Jane Cleary, a consultant midwife at University Hospitals Sussex NHS Foundation Trust has been honoured with the prestigious Chief Midwifery Officer award for her significant and outstanding contribution to midwifery practice.
The Chief Midwifery Award is one of the highest accolades for NHS staff to receive. It is awarded to healthcare staff for going beyond the expectations of their everyday role, demonstrating excellence in clinical practice, education, research, leadership and focusing on diversity and health inequalities.
On receiving the award, Jane expressed: “I was overwhelmed and delighted to receive the Chief Midwifery Award for my contribution to Midwifery.
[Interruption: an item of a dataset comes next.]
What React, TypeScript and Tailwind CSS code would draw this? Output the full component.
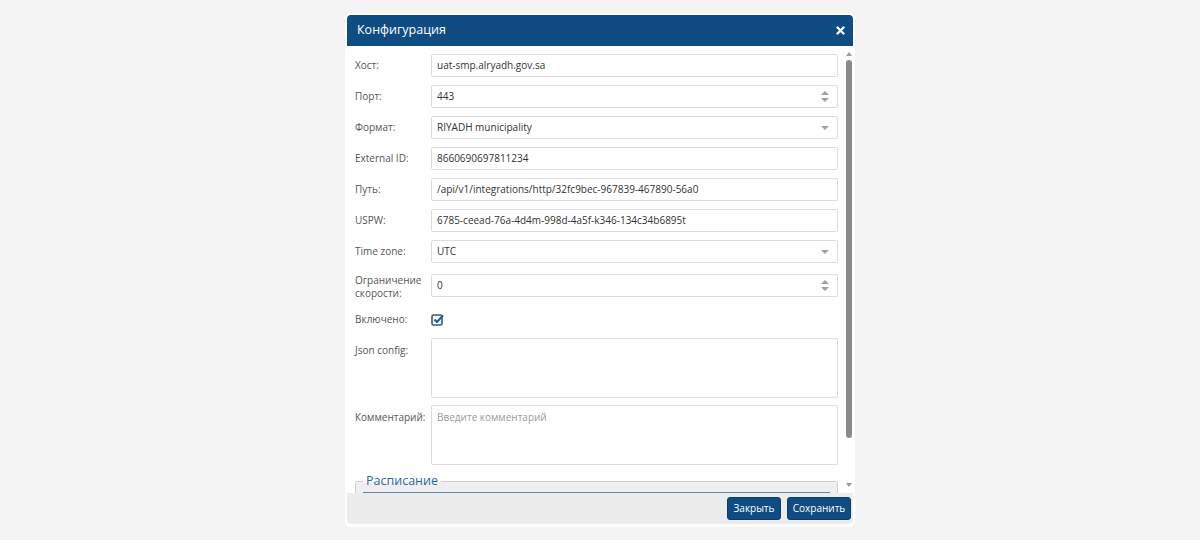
import React from "react";

const Spinner = () => (
  <div className="flex flex-col items-center gap-[3px] pr-[8px]">
    <svg width="8" height="4" viewBox="0 0 8 4">
      <path d="M0 4 L4 0 L8 4 Z" fill="#a0a0a0" />
    </svg>
    <svg width="8" height="4" viewBox="0 0 8 4">
      <path d="M0 0 L4 4 L8 0 Z" fill="#a0a0a0" />
    </svg>
  </div>
);

const Caret = () => (
  <div className="pr-[8px]">
    <svg width="8" height="4" viewBox="0 0 8 4">
      <path d="M0 0 L4 4 L8 0 Z" fill="#a0a0a0" />
    </svg>
  </div>
);

type FieldProps = {
  label: string;
  value: string;
  kind?: "text" | "number" | "select";
};

const Field = ({ label, value, kind = "text" }: FieldProps) => (
  <div className="flex shrink-0 items-center">
    <label className="w-[76px] shrink-0 text-[10px] leading-[13px] text-[#555]">{label}</label>
    <div className="flex h-[23px] flex-1 items-center justify-between rounded-[2px] border border-[#dcdcdc] bg-white pl-[5px] text-[10px] text-[#333]">
      <span>{value}</span>
      {kind === "number" && <Spinner />}
      {kind === "select" && <Caret />}
    </div>
  </div>
);

export default function App() {
  return (
    <div className="flex h-[540px] justify-center bg-[#f4f4f4] pt-[13px] font-['Open_Sans',sans-serif]">
      <div className="flex h-[514px] w-[510px] flex-col rounded-[6px] bg-white p-[2px]">
        {/* header */}
        <div className="flex h-[31px] shrink-0 items-center justify-between rounded-t-[4px] bg-[#0f4c82] pl-[10px] pr-[8px]">
          <span className="text-[12.5px] text-white">Конфигурация</span>
          <svg width="9" height="9" viewBox="0 0 9 9">
            <path d="M1.5 1.5 L7.5 7.5 M7.5 1.5 L1.5 7.5" stroke="#fff" strokeWidth="2.3" strokeLinecap="round" />
          </svg>
        </div>

        {/* body */}
        <div className="flex h-[447px] shrink-0 overflow-hidden">
          <div className="flex flex-1 flex-col gap-2 pl-2 pr-[7px] pt-2">
            <Field label="Хост:" value="uat-smp.alryadh.gov.sa" />
            <Field label="Порт:" value="443" kind="number" />
            <Field label="Формат:" value="RIYADH municipality" kind="select" />
            <Field label="External ID:" value="8660690697811234" />
            <Field label="Путь:" value="/api/v1/integrations/http/32fc9bec-967839-467890-56a0" />
            <Field label="USPW:" value="6785-ceead-76a-4d4m-998d-4a5f-k346-134c34b6895t" />
            <Field label="Time zone:" value="UTC" kind="select" />

            <div className="flex h-[29px] shrink-0 items-start">
              <label className="w-[76px] shrink-0 pt-[3px] text-[10px] leading-[13px] text-[#555]">
                Ограничение скорости:
              </label>
              <div className="mt-[3px] flex h-[23px] flex-1 items-center justify-between rounded-[2px] border border-[#dcdcdc] pl-[5px] text-[10px] text-[#333]">
                <span>0</span>
                <Spinner />
              </div>
            </div>

            <div className="flex h-[22px] shrink-0 items-center">
              <label className="w-[76px] shrink-0 text-[10px] text-[#555]">Включено:</label>
              <svg width="13" height="13" viewBox="0 0 13 13">
                <rect x="1" y="2" width="10" height="10" rx="1.5" fill="none" stroke="#2a5d91" strokeWidth="1.6" />
                <path d="M3.5 6.5 L6 9 L12 2.5" fill="none" stroke="#2a5d91" strokeWidth="2.2" />
              </svg>
            </div>

            <div className="flex shrink-0 items-start">
              <label className="w-[76px] shrink-0 pt-[5px] text-[10px] text-[#555]">Json config:</label>
              <div className="h-[60px] flex-1 rounded-[2px] border border-[#dcdcdc]" />
            </div>

            <div className="mt-[-1px] flex shrink-0 items-start">
              <label className="w-[76px] shrink-0 pt-[5px] text-[10px] text-[#555]">Комментарий:</label>
              <div className="h-[60px] flex-1 rounded-[2px] border border-[#dcdcdc] px-[5px] pt-[4px] text-[10px] text-[#9a9a9a]">
                Введите комментарий
              </div>
            </div>

            <fieldset className="shrink-0 rounded-[2px] border border-[#cfcfcf] px-[7px] pb-2">
              <legend className="px-[3px] text-[12.5px] leading-[16px] text-[#2d68a4]">Расписание</legend>
              <div className="mx-[-7px] mt-[-7px] h-[60px] bg-[#efefef] px-[7px] pt-[10px]">
                <div className="h-[2px] bg-[#5d86b3]" />
              </div>
            </fieldset>
          </div>

          {/* scrollbar */}
          <div className="flex w-[8px] shrink-0 flex-col items-center pt-[6px]">
            <svg width="6" height="4" viewBox="0 0 6 4">
              <path d="M0 4 L3 0 L6 4 Z" fill="#9a9a9a" />
            </svg>
            <div className="mt-[4px] h-[378px] w-[6px] rounded-[3px] bg-[#8a8a8a]" />
            <div className="flex-1" />
            <svg className="mb-[6px]" width="6" height="4" viewBox="0 0 6 4">
              <path d="M0 0 L3 4 L6 0 Z" fill="#9a9a9a" />
            </svg>
          </div>
        </div>

        {/* footer */}
        <div className="flex h-[31px] shrink-0 items-center justify-end gap-[6px] rounded-b-[4px] bg-[#ececec] pr-[2px]">
          <button className="h-[23px] w-[54px] rounded-[3px] border border-[#0b3d6b] bg-[#0f4c82] text-[10px] text-white">
            Закрыть
          </button>
          <button className="h-[23px] w-[64px] rounded-[3px] border border-[#0b3d6b] bg-[#0f4c82] text-[10px] text-white">
            Сохранить
          </button>
        </div>
      </div>
    </div>
  );
}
I have loved working within maternity services and remain passionate that we strive to listen to women and their families experience of pregnancy and birth to inform our services.”
“The role of a midwife in women’s experiences is fundamental and it is vital we recognise and raise the profile of this valuable profession for safe and positive outcomes for all women.”
With over 30 years in the NHS, Jane was one of the first midwives nationally to develop an in-house birth trauma service, transforming maternity services across the country and changing the lives of many people who need support.
‘Birth Stories’ was born in 2005 and saw expectant mothers and birthing parents self-refer up to a year after birth if they wanted to talk to a professional about their birth trauma, any fears or worries they had.
“It was a success from the word go, and it continues to be with a dedicated team at Royal Sussex County and Princess Royal hospitals” said Katie Christie, Consultant Midwife and close colleague of Jane.
Jane continues to advocate for and hear from birthing people and their families, which she uses as part of her education and training role for midwives and doctors.
She has supported many women, birthing parents and their families through pregnancy and birth, giving exceptional care and compassion to each of her patients. One mother that Jane looked after said:
“During the day of my daughter’s birth, my midwife Jane was with me. She helped me reach the decision to have another c-section, in the best interests of my baby and myself. We shared similar emotions about the way midwifery had progressed over the years and it was her genuine concern over this and her testimony to my courage in speaking out that helped confirm my decision to go ahead with the operation.”
Jane was presented with her award by her UHSussex colleagues and Deputy Chief Midwifery Officer for NHS England, Jessica Read and Deputy Regional Chief Midwife, Angela Velinor.